Genealogy websites may offer better searching tools and perhaps some of you know an even faster/better way of looking up the least frequent names. If so, perhaps there’s more to rely on than personal experience.
The more intriguing issue to me is in trying to square up two conflicting ideas:
It has been my contention that there’s no way to refute the statement that, regardless of who or where you are, if you’re alive then your ancestors “go all the way back” to whenever human beings evolved to the species we are today
Some surnames are dying out or becoming increasingly rare.
The most obvious way a surname can die out is for there to be progressively fewer male offspring – in societies where the surname is carried forward by males.
Perhaps other related issues can add to the discussion. And perhaps mentioning specific surnames may afford others the chance to refute the rarity of that name.
As an example to get started, a new weather person on local TV is Allison Chinchar whose surname I was unfamiliar with.

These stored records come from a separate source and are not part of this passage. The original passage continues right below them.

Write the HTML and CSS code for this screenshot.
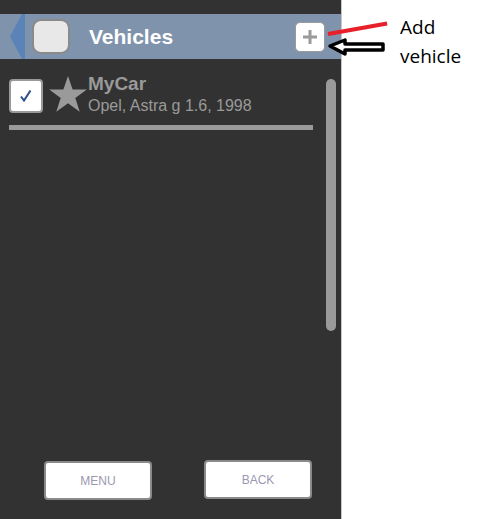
FILE: index.html
```html
<!DOCTYPE html>
<html>
<head>
<meta charset="utf-8" />
<title>Vehicles</title>
<link rel="stylesheet" href="styles.css">
</head>
<body>

<div class="screen">
	<div class="header">
		<div class="backArrow"></div>
		<div class="headerBox"></div>
		<div class="title">Vehicles</div>
		<button class="addButton">
			<svg viewBox="0 0 16 16" width="16" height="16">
				<path d="M6.5 1h3v5.5H15v3H9.5V15h-3V9.5H1v-3h5.5z" fill="#9a9a9a"/>
			</svg>
		</button>
	</div>

	<div class="listArea">
		<div class="list">
			<div class="vehicle">
				<div class="check">
					<svg viewBox="0 0 16 16" width="16" height="16">
						<path d="M3 8.5l3 4 6.5-10" fill="none" stroke="#2d4f86" stroke-width="2"/>
					</svg>
				</div>
				<svg class="star" viewBox="0 0 40 40" width="40" height="40">
					<path d="M20 1l4.6 13.6h14.2l-11.5 8.4 4.4 13.7L20 28.3 8.3 36.7l4.4-13.7L1.2 14.6h14.2z" fill="#9a9a9a"/>
				</svg>
				<div class="info">
					<div class="name">MyCar</div>
					<div class="desc">Opel, Astra g 1.6, 1998</div>
				</div>
			</div>
			<div class="divider"></div>
		</div>
		<div class="scrollbar"></div>
	</div>

	<div class="footer">
		<button class="navButton menu">MENU</button>
		<button class="navButton back">BACK</button>
	</div>
</div>

<div class="notes">
	<div class="redLine"></div>
	<svg class="arrow" viewBox="0 0 60 20" width="60" height="20">
		<path d="M3 9L18 3v4h38v6H18v4z" fill="#fff" stroke="#000" stroke-width="3.5" stroke-linejoin="round"/>
	</svg>
	<div class="noteText">Add<br>vehicle</div>
</div>

</body>
</html>
```

FILE: styles.css
```css
html, body {
	margin: 0;
	padding: 0;
	width: 100%;
	height: 100%;
	background: #fff;
}

body {
	display: flex;
	position: relative;
}

.screen {
	width: 341px;
	height: 519px;
	background: #323232;
	border-right: 1px solid #c8c8c8;
	display: flex;
	flex-direction: column;
	font-family: "Liberation Sans", Arial, sans-serif;
}

.header {
	margin-top: 14px;
	height: 45px;
	background: #7f93ad;
	display: flex;
	align-items: center;
	position: relative;
}

.backArrow {
	width: 15px;
	height: 45px;
	margin-left: 10px;
	background: #5a84b8;
	clip-path: polygon(12px 0, 100% 0, 100% 100%, 12px 100%, 0 50%);
}

.headerBox {
	width: 34px;
	height: 31px;
	margin-left: 7px;
	background: #e8e8e8;
	border: 2px solid #8a8a8a;
	border-radius: 9px;
}

.title {
	margin-left: 19px;
	color: #fff;
	font-size: 21px;
	font-weight: bold;
	flex: 1;
}

.addButton {
	width: 30px;
	height: 30px;
	margin-right: 16px;
	padding: 0;
	background: #fff;
	border: 1px solid #9a9a9a;
	border-radius: 5px;
	display: flex;
	align-items: center;
	justify-content: center;
}

.listArea {
	flex: 1;
	display: flex;
	padding-top: 14px;
}

.list {
	flex: 1;
	padding-left: 9px;
}

.vehicle {
	display: flex;
	align-items: flex-start;
}

.check {
	width: 30px;
	height: 30px;
	margin-top: 6px;
	background: #fff;
	border: 2px solid #9a9a9a;
	border-radius: 4px;
	display: flex;
	align-items: center;
	justify-content: center;
}

.star {
	margin-left: 5px;
	margin-top: 2px;
}

.info {
	margin-left: 0;
	color: #9a9a9a;
}

.name {
	font-size: 19px;
	font-weight: bold;
	line-height: 22px;
}

.desc {
	font-size: 16px;
	line-height: 22px;
}

.divider {
	width: 304px;
	height: 5px;
	margin-top: 8px;
	background: #9a9a9a;
}

.scrollbar {
	width: 10px;
	height: 252px;
	margin: 6px 5px 0 0;
	background: #9a9a9a;
	border-radius: 5px;
}

.footer {
	display: flex;
	justify-content: space-between;
	padding: 0 29px 19px 44px;
}

.navButton {
	width: 108px;
	height: 39px;
	background: #fff;
	border: 2px solid #8a8a8a;
	border-radius: 4px;
	color: #9a98b0;
	font-family: "Liberation Sans", Arial, sans-serif;
	font-size: 12px;
}

.back {
	margin-top: -1px;
	margin-bottom: 1px;
}

.notes {
	flex: 1;
	padding: 13px 0 0 58px;
}

.noteText {
	font-family: "Open Sans", "DejaVu Sans", sans-serif;
	font-size: 19px;
	line-height: 29px;
	color: #000;
}

.redLine {
	position: absolute;
	left: 328px;
	top: 32px;
	width: 60px;
	height: 4px;
	background: #e8202a;
	transform: rotate(-10deg);
	transform-origin: left center;
}

.arrow {
	position: absolute;
	left: 327px;
	top: 37px;
}
```
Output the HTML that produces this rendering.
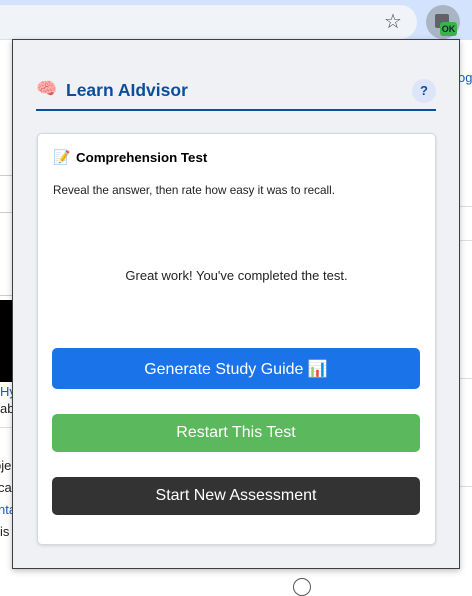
<!DOCTYPE html>
<html><head><meta charset="utf-8"><style>
*{margin:0;padding:0;box-sizing:border-box}
body{width:472px;height:583px;overflow:hidden;background:#fff;position:relative;font-family:"Liberation Sans",Arial,sans-serif}
.abs{position:absolute}
.btn{position:absolute;left:52px;width:368px;border-radius:5px;color:#fff;font-size:16px;display:flex;align-items:center;justify-content:center}
</style></head><body>
<div class="abs" style="left:0;top:0;width:472px;height:40px;background:#d3e3fd"></div>
<div class="abs" style="left:-20px;top:5px;width:437px;height:34px;background:#f0f4f9;border-radius:17px"></div>
<div class="abs" style="left:384px;top:9px;font-size:20px;color:#444">☆</div>
<div class="abs" style="left:426px;top:5px;width:34px;height:34px;border-radius:50%;background:#a9b4c4"></div>
<div class="abs" style="left:435px;top:14px;width:14px;height:14px;background:#5f6368;border-radius:2px"></div>
<div class="abs" style="left:440px;top:22px;width:17px;height:14px;background:#3cb34a;border-radius:3px;font-size:9px;font-weight:bold;color:#123;text-align:center;line-height:14px">OK</div>
<!-- background page -->
<div class="abs" style="left:0;top:175px;width:12px;height:1px;background:#ccc"></div>
<div class="abs" style="left:0;top:212px;width:12px;height:1px;background:#ccc"></div>
<div class="abs" style="left:0;top:295px;width:12px;height:1px;background:#ccc"></div>
<div class="abs" style="left:0;top:300px;width:12px;height:82px;background:#000"></div>
<div class="abs" style="left:0;top:384px;font-size:13px;color:#1a57c8">Hy</div>
<div class="abs" style="left:0;top:401px;font-size:13px;color:#222">ab</div>
<div class="abs" style="left:0;top:427px;width:12px;height:1px;background:#ddd"></div>
<div class="abs" style="left:-6px;top:458px;font-size:13px;color:#222">oje</div>
<div class="abs" style="left:-2px;top:480px;font-size:13px;color:#222">cau</div>
<div class="abs" style="left:-2px;top:502px;font-size:13px;color:#1a57c8">nta</div>
<div class="abs" style="left:0;top:524px;font-size:13px;color:#222">is</div>
<div class="abs" style="left:458px;top:70px;font-size:13px;color:#1a57c8">og</div>
<div class="abs" style="left:460px;top:206px;width:12px;height:1px;background:#ddd"></div>
<div class="abs" style="left:460px;top:240px;width:12px;height:1px;background:#ddd"></div>
<div class="abs" style="left:460px;top:378px;width:12px;height:1px;background:#ddd"></div>
<div class="abs" style="left:460px;top:486px;width:12px;height:1px;background:#ddd"></div>
<div class="abs" style="left:293px;top:578px;width:18px;height:18px;border:1px solid #555;border-radius:50%"></div>
<!-- popup -->
<div class="abs" style="left:12px;top:39px;width:448px;height:530px;background:#eff1f5;border:1px solid #3c3f44;box-shadow:0 2px 6px rgba(0,0,0,.25)"></div>
<div class="abs" style="left:36px;top:78px;font-size:17px;line-height:22px">🧠</div>
<div class="abs" style="left:66px;top:79px;font-size:17.5px;font-weight:bold;color:#0b4f9c;line-height:22px">Learn AIdvisor</div>
<div class="abs" style="left:412px;top:79px;width:24px;height:24px;border-radius:50%;background:#dde5fb;color:#0b4f9c;font-weight:bold;font-size:13px;text-align:center;line-height:24px">?</div>
<div class="abs" style="left:36px;top:109px;width:400px;height:2px;background:#0b4f9c"></div>
<div class="abs" style="left:37px;top:133px;width:399px;height:412px;background:#fff;border:1px solid #d5d7db;border-radius:5px;box-shadow:0 1px 3px rgba(0,0,0,.12)"></div>
<div class="abs" style="left:53px;top:148px;font-size:14px;line-height:18px">📝</div>
<div class="abs" style="left:76px;top:150px;font-size:13.3px;font-weight:bold;color:#000;line-height:16px">Comprehension Test</div>
<div class="abs" style="left:53px;top:184px;font-size:11.7px;color:#222;line-height:14px">Reveal the answer, then rate how easy it was to recall.</div>
<div class="abs" style="left:37px;top:268px;width:399px;text-align:center;font-size:13px;color:#222;line-height:16px">Great work! You've completed the test.</div>
<div class="btn" style="top:348px;height:41px;background:#1a73e8">Generate Study Guide&nbsp;📊</div>
<div class="btn" style="top:414px;height:38px;background:#5cb85c">Restart This Test</div>
<div class="btn" style="top:477px;height:38px;background:#333">Start New Assessment</div>
</body></html>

A Yahoo! search on “chinchar” returns over 10 pages of hits, so I am obviously poorly informed about the frequency of her name. My bad.
My last name isn’t even listed on that site. On WhitePages.com it brings up 16 results, including myself & my close family, though some of the others are repeated names.
I found about what I expected: there’s only 112 of us with my last name in the US, for a ranking of 137,816. I’d say offhand that I know somewhere between half and 2/3 of all people in the US with my surname.
There are about 700 people with my last name, a little more than I expected. There are 25000 people with a more common spelling of my last name. I never met or seen anyone outside my immediate family with my last (exact) name, and I have known people with the alternate spelling.
Tracing my family tree back, my last name was spelled very strangely. There was a rift in the family during the revolutionary war (Patriots vs loyalists) and Patriots changed their name to one spelling and the Loyalists took the more obscure spelling (mine). There is no name in the census with the original spelling.
Mine. There are about 30 living people with my surname, in three (apparently unrelated) families in the US. It’s a variant of a name originally from Switzerland which seems not to occur there any more, although there are several hundred people there with the common spelling of the name. We don’t know whether our spelling originated in Switzerland and disappearred there, or whether it was a misspelling acquired when our ancestors emigrated in the 1800s.
My great-great-grandfather seems to have emigrated to the US without relatives, and we don’t know of any brothers. My great-grandfather, grandfather, and father were the only males in their families who reached adulthood. But I have four brothers, and between them they have six sons (and two grandsons so far) to carry on the name. So right now there are 13 males with the surname in our family, where for many decades there were never more than two.
My surname (by marriage) didn’t come up on that site at all. It was changed to what it is now when my ex husband’s family came through Ellis Island, so the only people in the world who have this particular name are related to and descended from the first group that immigrated to the United Stated from Italy. Each and every one of the very few people using this last name in the US are related.
#37788 just over 500 occurrences in the 2k census. Her husband (different last name) has the exact same name of a IRA bomber so they had to get FBI clearance to fly. The FBI told her she was only person with her name (first and last combination)
There are 13 people in the United States with my last name.
There is another variant of it, but it also has too few occurances to show up on the Census spreadsheet. I think there are also less than 20 with that variant.
There is only one male, my nephew, in the youngest generation with my last name. I have a daughter and my only male cousin has two daughters. My brother shares my last name, but was adopted by my dad when he was three. So unless my cousin or I have a son (or our daughters don’t change their names), there will be no people in the United States with my last name who are actually related by blood after this generation.
I came across someone with the last name of Manbeavers once. I can’t imagine that one being too frequent. A Google search gives me 1,091 hits, but I have no idea how many of those are legitimately separate people with that surname.